More generally patternMatch compares a pattern against a value and, on success, returns an environment Env Tm m n — a mapping from the m pattern variables to Tm n values.

7. Historical Notes

Scope checking as a compiler pass. The idea of converting named surface syntax to an internal nameless or index-based form is standard in compiler design. Early Lisp interpreters used association lists (alist) to map symbol names to values at runtime — the direct ancestor of the [(String, Fin n)] context used in projectTmWith. In modern compilers this conversion is a distinct front-end pass, often called name resolution or scope analysis, that runs after parsing and before type checking, and uses a more efficient data structure.

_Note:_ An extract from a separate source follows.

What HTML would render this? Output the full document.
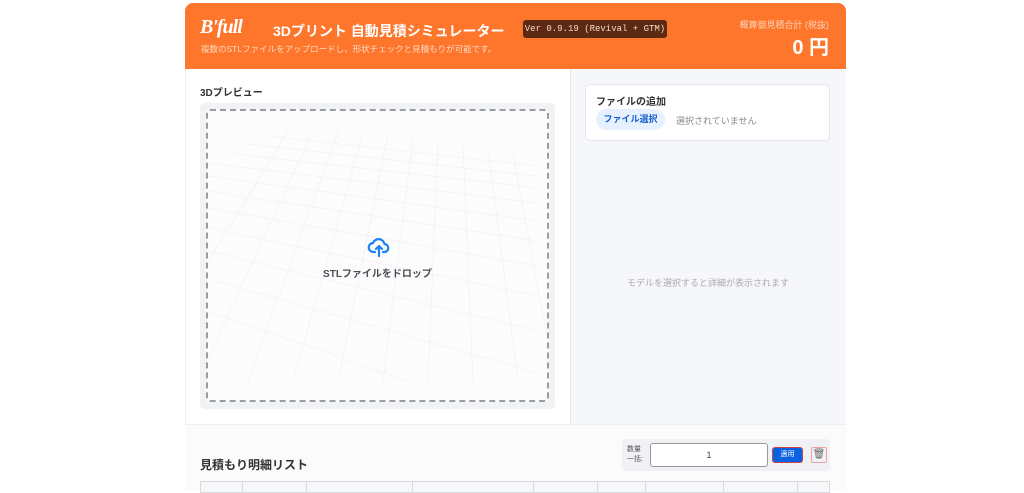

Singleton types and SNatI. To use a type-level natural number n :: Nat at runtime — e.g., to enumerate Fin n — one needs a singleton: a runtime value that mirrors the type. Simulating this in Haskell was described by McBride (“Faking It: Simulating Dependent Types in Haskell”, 2002) and later systematized in the singletons library (Eisenberg and Weirich, “Dependently Typed Programming with Singletons”, 2012). The SNatI typeclass and SNat type used by genTm follow this pattern.


Exercises

1. Tracing projectTmWith. Manually trace through the following call, writing down the association list at each recursive step and the final de Bruijn term produced:

projectTm (N.Lam "x" (N.Lam "y" (N.Var "x")))

Now do the same for:

projectTm (N.Case (N.Var "p")
    [(N.Pair [N.Var "x", N.Var "y"], N.Var "x")])

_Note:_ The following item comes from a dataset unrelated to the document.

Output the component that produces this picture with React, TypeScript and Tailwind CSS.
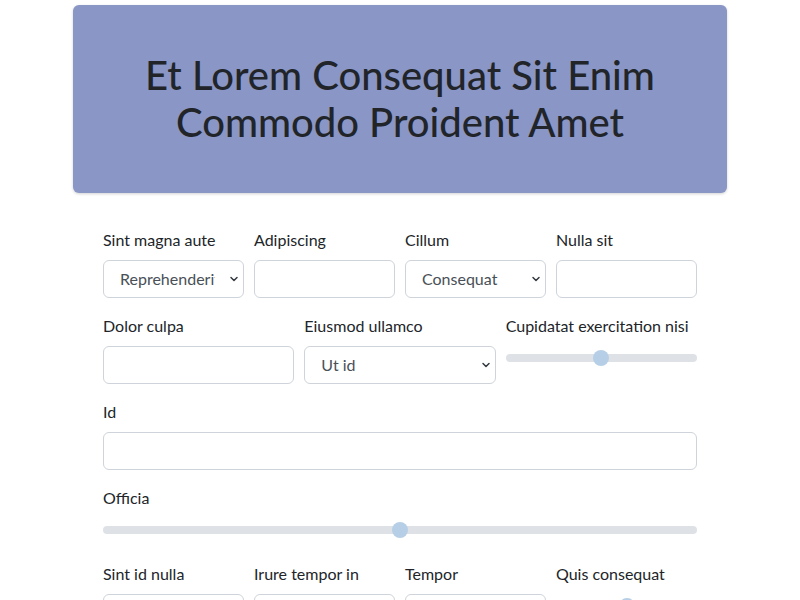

Which variable maps to FZ inside the body — x or y? Why?


2. Extending the conversions with let. Extend projectTmWith and injectTmWith in Tutorial.Scoped.ScopeCheck to handle a let-expression. Assume you have already added Let :: Tm n -> Bind1 n -> Tm n to Tutorial.Scoped.Syntax and N.Let :: String -> N.Tm -> N.Tm -> N.Tm to the named syntax.